Image: University of Birmingham
A new antenna device developed in the UK can provide continuous ‘wide-angle’ beam steering for the next generation of comms.
While 5G networks are still in their nascent stage, getting deployed at scale slowly across the world, a team of researchers at the University of Birmingham has invented a new ‘beam-steering’ technology that may very well usher in the next generation of mobile communications.
Experimental results presented today (3 June) at a radio science conference demonstrate that the new beam-steering antenna can increase the efficiency of data transmission and open up a whole new range of frequencies currently inaccessible to existing technology.
5G currently uses slow, mechanically-steered antennas to achieve high data transfer efficiency in the millimetre wave spectrum.
Designed at the University of Birmingham’s School of Engineering, the new device can provide continuous ‘wide-angle’ beam steering, allowing it to track a moving mobile phone user in the same way that a satellite dish turns to track a moving object, but at significantly higher speeds.
How is it better?
Around the size of an iPhone, the antenna is made from a metamaterial, which is a material engineered to have special properties not found in naturally occurring materials.
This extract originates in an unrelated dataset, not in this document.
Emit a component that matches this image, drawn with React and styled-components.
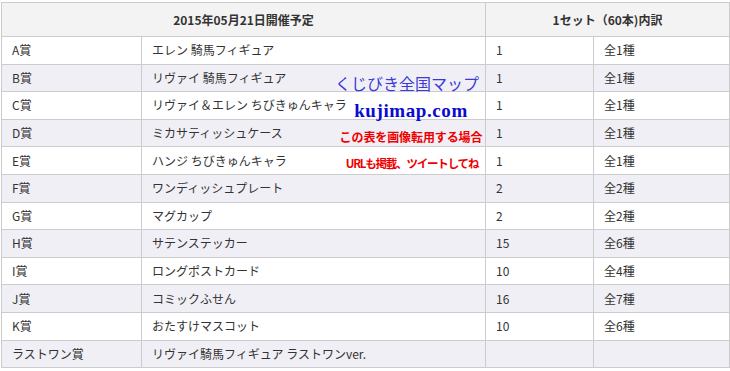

This metamaterial is made from a metal sheet with an array of regularly spaced holes that are micrometres in diameter.
An actuator controls the height of a cavity within the metamaterial, executing micrometre movements. According to its position, the antenna can thus control the deflection of the beam of a radio wave. This essentially concentrates the beam into a highly directive signal, redirecting this energy as desired, while also increasing the efficiency of transmission.
Dr James Churm, one of the developers of the antenna, explained that while the beam-steering technology has been built for use in 5G, current models show that it may be capable of 94pc efficiency at 300Ghz – taking mobile communications far ahead of 5G speeds.
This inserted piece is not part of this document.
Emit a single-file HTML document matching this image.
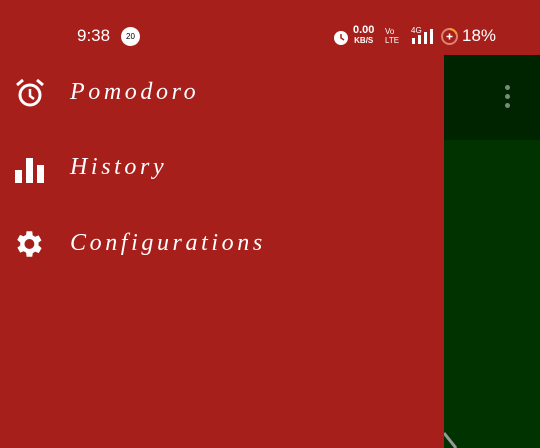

“The technology can also be adapted for use in vehicle-to-vehicle, vehicle-to-infrastructure, vehicular radar, and satellite communications, making it good for next-generation use in automotive, radar, space and defence applications,” added Churm.
Moreover, the team said that the new technology does not require the complex and inefficient feeding networks required for commonly deployed antenna systems, instead using a “low-complexity system” that improves performance and is simple to fabricate.
“The simplicity of the design and the low cost of the elements are advantageous for early adoption by industry, and the compact electronics configuration make it easy to deploy where there are space constraints,” said Churm.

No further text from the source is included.